• **GIVEN INSTRUCTION**:
Reproduce exactly, with no pictures, each line from the opening of the material down through the line containing "import React from 'react';".

• **RECORDED DATA**:
━━━━━━━━━━

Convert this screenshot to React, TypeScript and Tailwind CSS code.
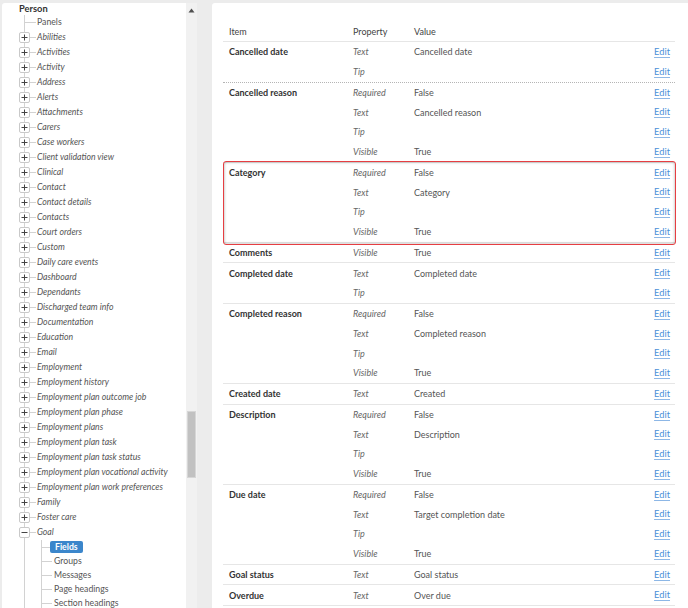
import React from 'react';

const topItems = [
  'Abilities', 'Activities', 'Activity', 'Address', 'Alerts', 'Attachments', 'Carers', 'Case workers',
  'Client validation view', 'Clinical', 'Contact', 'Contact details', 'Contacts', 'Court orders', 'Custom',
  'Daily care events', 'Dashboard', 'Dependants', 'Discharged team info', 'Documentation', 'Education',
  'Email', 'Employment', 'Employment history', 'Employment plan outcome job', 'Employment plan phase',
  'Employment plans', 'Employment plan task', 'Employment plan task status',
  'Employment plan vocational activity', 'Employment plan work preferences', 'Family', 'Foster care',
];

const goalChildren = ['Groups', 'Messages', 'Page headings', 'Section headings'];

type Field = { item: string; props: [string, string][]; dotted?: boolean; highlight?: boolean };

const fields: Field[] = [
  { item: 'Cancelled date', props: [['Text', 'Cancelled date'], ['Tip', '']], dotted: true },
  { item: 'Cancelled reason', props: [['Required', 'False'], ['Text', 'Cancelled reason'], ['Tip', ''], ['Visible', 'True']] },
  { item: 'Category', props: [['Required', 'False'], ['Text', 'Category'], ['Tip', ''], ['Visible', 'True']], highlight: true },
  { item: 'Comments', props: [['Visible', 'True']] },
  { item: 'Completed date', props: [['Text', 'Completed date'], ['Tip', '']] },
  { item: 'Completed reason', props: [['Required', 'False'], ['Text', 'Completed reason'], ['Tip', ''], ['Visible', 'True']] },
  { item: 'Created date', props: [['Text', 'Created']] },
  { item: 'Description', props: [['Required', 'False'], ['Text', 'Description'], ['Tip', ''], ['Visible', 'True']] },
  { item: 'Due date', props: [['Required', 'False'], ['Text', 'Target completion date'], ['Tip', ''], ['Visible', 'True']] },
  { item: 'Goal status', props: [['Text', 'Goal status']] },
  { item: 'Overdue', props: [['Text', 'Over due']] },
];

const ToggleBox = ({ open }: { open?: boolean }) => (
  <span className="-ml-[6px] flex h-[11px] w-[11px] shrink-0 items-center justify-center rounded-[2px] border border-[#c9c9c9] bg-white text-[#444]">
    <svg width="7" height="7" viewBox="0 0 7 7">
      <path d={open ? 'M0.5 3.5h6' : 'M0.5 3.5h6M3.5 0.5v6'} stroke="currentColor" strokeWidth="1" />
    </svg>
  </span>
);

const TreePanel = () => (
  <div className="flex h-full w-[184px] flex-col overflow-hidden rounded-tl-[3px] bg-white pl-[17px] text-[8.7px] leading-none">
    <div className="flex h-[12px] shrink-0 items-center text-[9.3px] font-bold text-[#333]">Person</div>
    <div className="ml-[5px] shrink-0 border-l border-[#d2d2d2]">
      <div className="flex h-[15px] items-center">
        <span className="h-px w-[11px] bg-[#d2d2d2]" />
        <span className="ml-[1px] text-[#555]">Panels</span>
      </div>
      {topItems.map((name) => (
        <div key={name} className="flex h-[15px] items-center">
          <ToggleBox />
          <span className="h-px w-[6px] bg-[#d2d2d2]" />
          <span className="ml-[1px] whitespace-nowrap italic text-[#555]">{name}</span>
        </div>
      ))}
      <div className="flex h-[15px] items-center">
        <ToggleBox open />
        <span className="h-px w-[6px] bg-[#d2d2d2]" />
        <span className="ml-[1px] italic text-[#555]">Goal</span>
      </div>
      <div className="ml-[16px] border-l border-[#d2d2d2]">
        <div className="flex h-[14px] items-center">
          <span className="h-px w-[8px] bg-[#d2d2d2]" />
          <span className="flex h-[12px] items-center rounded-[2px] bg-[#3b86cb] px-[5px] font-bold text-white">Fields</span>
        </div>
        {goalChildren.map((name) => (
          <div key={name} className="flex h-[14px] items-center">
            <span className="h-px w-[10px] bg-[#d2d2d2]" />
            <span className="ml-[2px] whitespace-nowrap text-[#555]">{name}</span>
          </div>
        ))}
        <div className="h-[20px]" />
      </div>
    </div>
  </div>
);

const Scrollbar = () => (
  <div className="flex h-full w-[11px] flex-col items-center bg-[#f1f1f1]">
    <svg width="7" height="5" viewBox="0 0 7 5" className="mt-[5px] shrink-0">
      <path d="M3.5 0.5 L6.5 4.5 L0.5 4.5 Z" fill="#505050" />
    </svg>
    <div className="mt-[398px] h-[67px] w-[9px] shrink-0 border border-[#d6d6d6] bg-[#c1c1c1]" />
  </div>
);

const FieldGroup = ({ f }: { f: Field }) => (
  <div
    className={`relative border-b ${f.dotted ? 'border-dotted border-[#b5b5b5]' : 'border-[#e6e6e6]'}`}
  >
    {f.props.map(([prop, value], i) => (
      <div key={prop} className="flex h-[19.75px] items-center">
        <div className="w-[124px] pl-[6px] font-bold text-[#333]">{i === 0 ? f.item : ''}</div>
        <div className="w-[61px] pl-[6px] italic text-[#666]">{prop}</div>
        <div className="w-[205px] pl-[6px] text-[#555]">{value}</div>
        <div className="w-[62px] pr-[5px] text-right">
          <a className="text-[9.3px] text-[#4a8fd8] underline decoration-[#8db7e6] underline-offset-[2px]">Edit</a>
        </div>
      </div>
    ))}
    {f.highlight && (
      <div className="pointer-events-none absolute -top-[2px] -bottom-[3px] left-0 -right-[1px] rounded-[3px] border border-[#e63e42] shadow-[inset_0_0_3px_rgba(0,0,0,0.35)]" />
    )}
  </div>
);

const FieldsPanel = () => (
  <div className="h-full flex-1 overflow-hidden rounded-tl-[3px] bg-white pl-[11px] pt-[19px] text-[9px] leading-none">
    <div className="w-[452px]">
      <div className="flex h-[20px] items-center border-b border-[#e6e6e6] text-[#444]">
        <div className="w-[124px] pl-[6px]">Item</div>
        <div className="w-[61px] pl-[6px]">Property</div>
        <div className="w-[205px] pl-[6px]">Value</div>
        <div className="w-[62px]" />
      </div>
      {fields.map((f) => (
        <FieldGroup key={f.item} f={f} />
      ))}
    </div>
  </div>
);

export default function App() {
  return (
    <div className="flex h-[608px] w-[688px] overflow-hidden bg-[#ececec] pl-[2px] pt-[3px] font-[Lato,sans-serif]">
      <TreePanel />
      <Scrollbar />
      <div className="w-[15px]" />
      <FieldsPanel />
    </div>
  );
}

━━━━━━━━━━

• **IN RESPONSE**:
Convert this screenshot to React, TypeScript and Tailwind CSS code.
import React from 'react';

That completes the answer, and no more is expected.